Building 4 expanded the previous footprint of the pyramid by a factor of nine (89.2 meters by 88.9 meters). The scale of this construction could correlate to the growth and power of the Teotihuacan government at the time. This building is well aligned with the city’s grid system which also supports the claim that the government was strong at this time and controlled major construction projects. The ceramics found in the building date back to the Patlachique, Tzacualli, Miccaotli and Tlamimilolpa phases indicating that it was built around 250 AD (Sugiyama, 2007).
Building 5 shares a wall with Building 4 and expands the structure by an additional 89 meters by 104 meters. This structure contains both a main body and an Adosada platform and follows the talud-tablero form. In addition, burial sites were incorporated in this building. These changes in design could correspond to the government emphasizing sacrifice and military force. Building 5 was constructed around 300 AD since less Patlachique and Tzacualli phase ceramics were discovered, while Miccaotli and Tlamimilolpa ceramics were found in higher quantities (Sugiyama, 2007).
The addition of Building 6 expanded the east-west dimension to 144 meters. Burial sites found in this building contained human heads, most likely an act of religious sacrifice. The majority of the ceramics found were from the Micaotli and Tlamimilolpa phases, dating the building to around 350 AD (Sugiyama, 2007).
Building 7 includes a main body, an intermediate platform and an Adosada platform. A carbon sample dates the building back to 400 AD. This building was active until the collapse of the city based on the activities and structures built around it (Sugiyama, 2007).
Archaeologists discovered a tunnel below the Moon Pyramid extending to the Plaza de la Luna. The tunnel is 33 feet deep and might symbolize a religious belief in the underworld. This claim is supported by the many human sacrifices found in the burial sites of the pyramid (Brady, 2017).
The Pyramid of the Sun
The Pyramid of the Sun was built in the Tzacualli Phase, and is thought to be one of the earliest monumental structures built in Teotihuacan. The pyramid is 64 meters tall, 215 meters wide and 215 meters deep (Millon, 1961). These dimensions make the Pyramid of the Sun four times larger than the Pyramid of the Moon (Sload, 2015).

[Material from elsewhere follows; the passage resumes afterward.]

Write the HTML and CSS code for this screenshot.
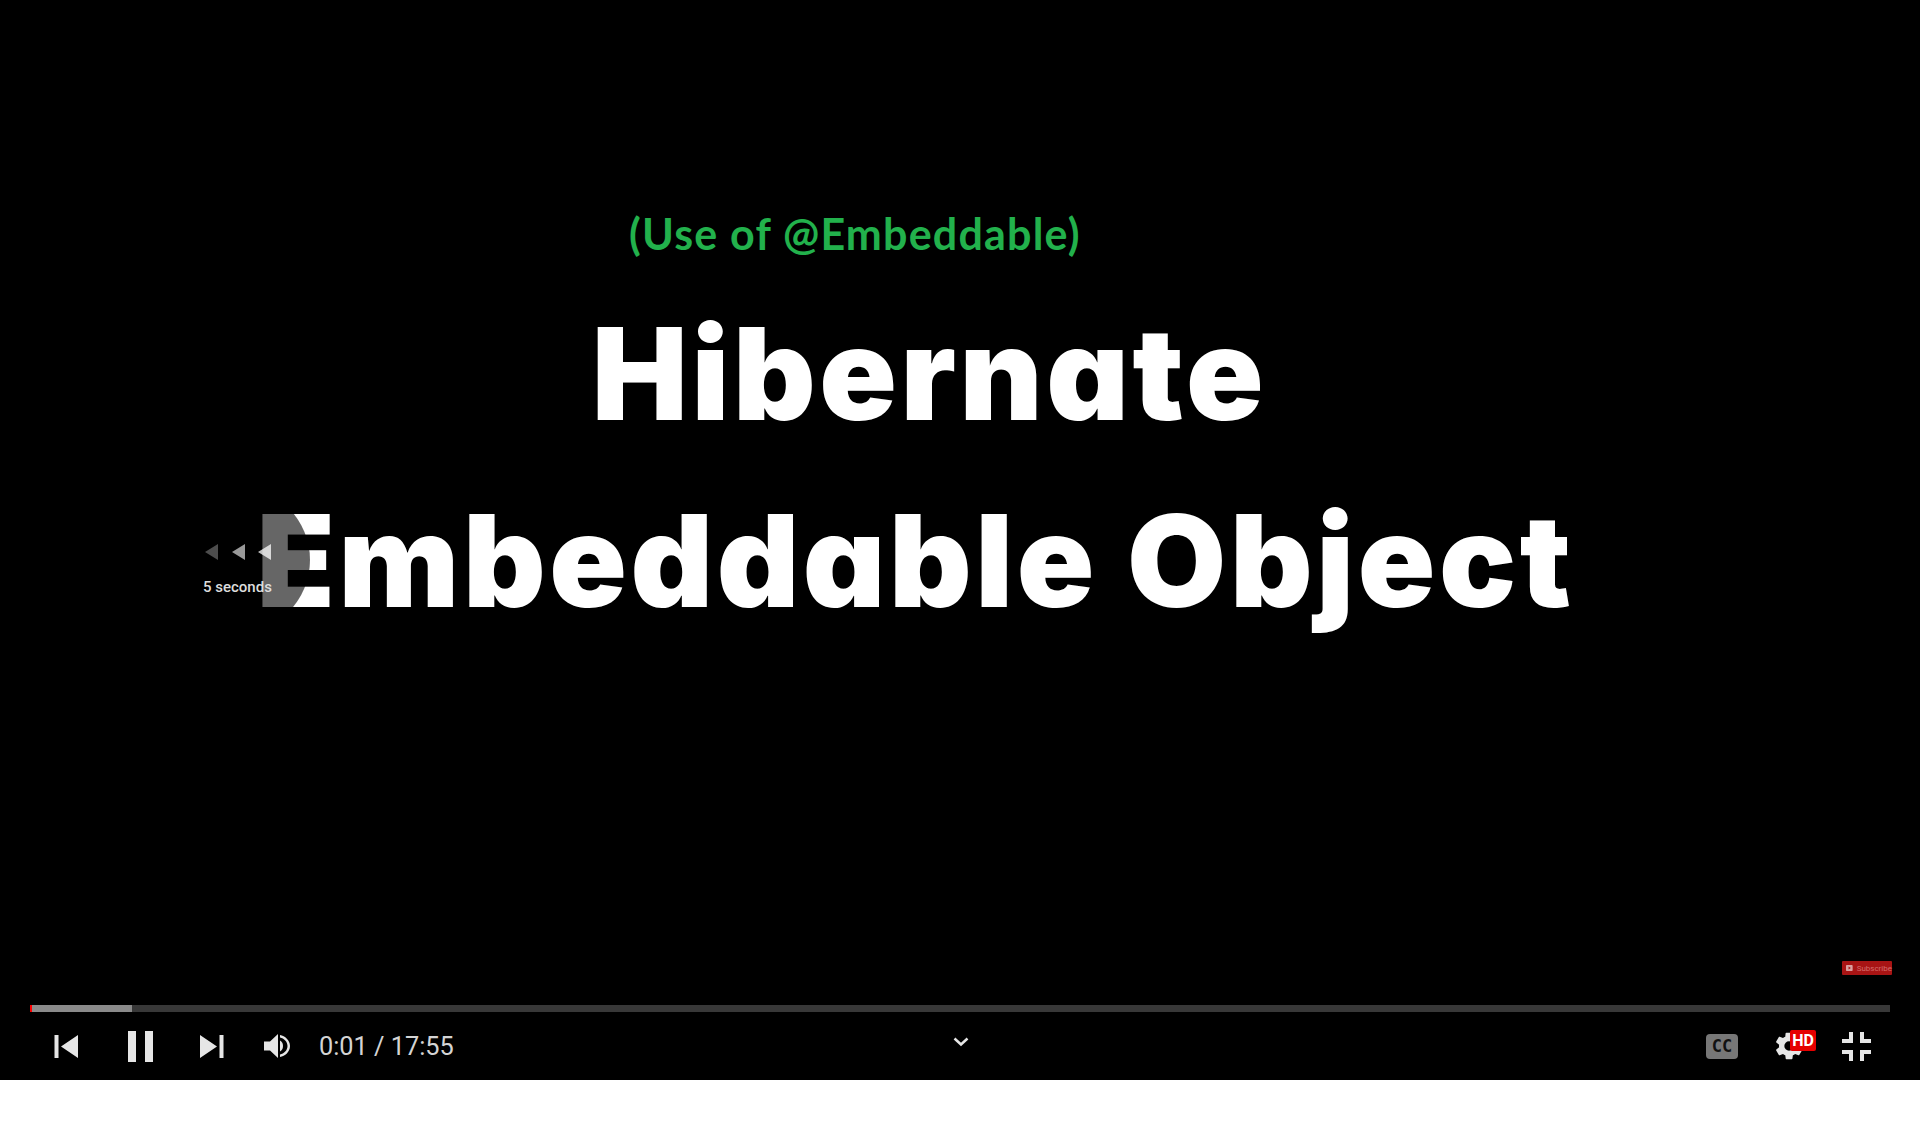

Not all archeologists are in agreement about when the pyramid was constructed. The vast majority of the ceramics found in the pyramid date back to the Tzacualli Phase (100 AD to 200 AD), but findings from carbon dating of the manmade cave below the pyramid suggest the construction occurred one or two centuries later. Since ceramic dating is more commonly used in Teotihuacan, the explanation for this discrepancy is that the later radiocarbon dates are from rituals conducted in the caves (Sload, 2015).
- H. Brady, “New Tunnel Discovered Under Ancient Pyramid,” National Geographic, 07-Jul-2017. [Online]. Available: https://www.nationalgeographic.com/news/2017/07/tunnel-pyramid-teotihuacan-Mexico-archaeology-spd/.
- R. Millon and B. Drewitt, “Earlier Structures within the Pyramid of the Sun at Teotihuacán,” American Antiquity, vol. 26, no. 3, pp. 371–380, Jan. 1961.
- R. Sload, “When was the Sun Pyramid Built? Maintaining the Status Quo at Teotihuacan, Mexico,” Latin American Antiquity, vol. 26, no. 2, pp. 221–241, Jun. 2015.
- S. Sugiyama and R. C. Castro, “The Moon Pyramid Project And The Teotihuacan State Polity,” Ancient Mesoamerica, vol. 18, no. 1, pp. 109–125, 2007.